Aahhh! You are amazing! I've always really wanted to learn how to colour on the computer. =D Great job!


(I'll have to add you on DA!)


----------



## Skippy! (Dec 18, 2006)

Awwww thank you guys so much *hugs*

Ive grown up drawing amongst many stuck up proud artists, so my art-esteem has gone down the crapper =/

Thank you all so much for the compliments! I love how easy the Oekaki makes things to color.. even layers are easy!!! I could never do that on PSP or Adobe or anything!


----------



## Rio's Kabam (Jan 3, 2007)

Your welcome. =] I added you on DA. I'm teelerthekitty.

Would you be able to do requests? =D


----------



## Skippy! (Dec 18, 2006)

I may be able to do requests  I usually do them for cash (5 bucks, lol.. each picture buys my horsies a bag of feed! )

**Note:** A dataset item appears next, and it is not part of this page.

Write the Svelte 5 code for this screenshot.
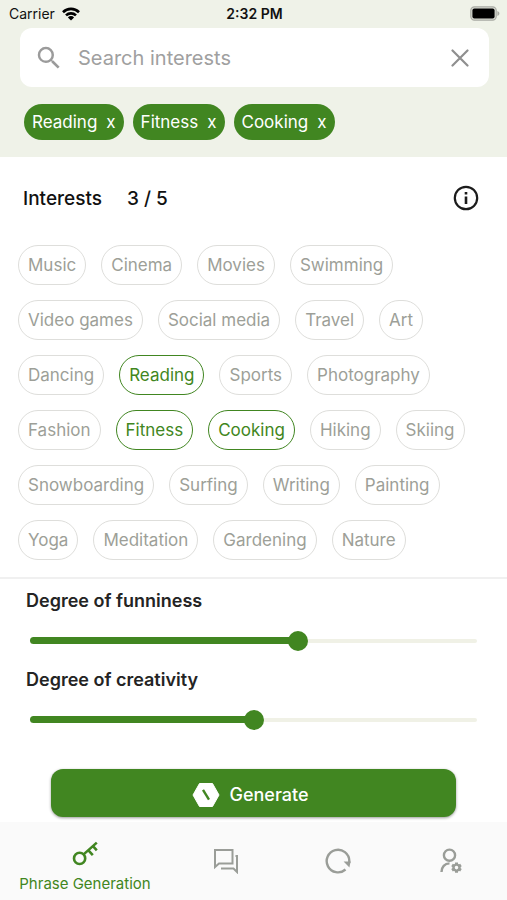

But depending on how easy it is, i may go ahead and do it ;D I love drawing people's horses for them


----------



## Rio's Kabam (Jan 3, 2007)

Ohh. I see.  Well...there really isn't anyway I'd be able to pay you five bucks haha. I'd do it for a trade or something though. Maybe a graphic or something else? XD I'm not too great haha.


----------



## Skippy! (Dec 18, 2006)

That's ok that you cant ^^ It's just what i usually market it for 

What would you want drawn? I may be up for a request ^^


----------



## Rio's Kabam (Jan 3, 2007)

Umm maybe a picture of Copper or Bam-Bam (my pictures are in the Horse Pictures section  ). I love your cartoony style =D Its so cute.


----------



## sparky (Dec 14, 2006)

those are awesome skippy!!!!


----------



## barnrat (Jan 1, 2007)

Thats absolutly awesome.


----------



## [email protected] (Dec 8, 2006)

I love it skippy! Whenever i try something like that on the pc its so bad!


----------



## barnrat (Jan 1, 2007)

Skippy do you think you would draw me one of Mike (baka) You can go to my photo album and there are lots of pictures there.


----------



## Gammelquarterhorses (Dec 30, 2006)

You are very talented Skippy! I don't think anyone would disagree.


----------



## RileyRider07 (Jan 22, 2007)

Ha,So im pretty jelous :? My artwork umm turns up lyk ehh a big hawt mess.....ha
Veryyy jelous


----------



## crackrider (Jan 23, 2007)

Ohhhhh! I wish i could do that!!!!! They are amazing!!! Whatever you do don't listen to anyone if they tell you they're crap cause if they do there's something wrong with them!!! :wink:


----------



## RunicsGirl16 (Feb 13, 2007)

Skippy! said:


> Well, it isnt much to look at, and really cruddy, but here is some of my horse art.


I don't think so!  I think they're cute! I'd love to draw like that, it takes real skill to draw on a computer! Do you draw for the public or is it personal?


----------



## Skippy! (Dec 18, 2006)

I usually just do it for myself and for really close friends =) Thank you SO much for the comments guys!! I really appreciate it!! =)


----------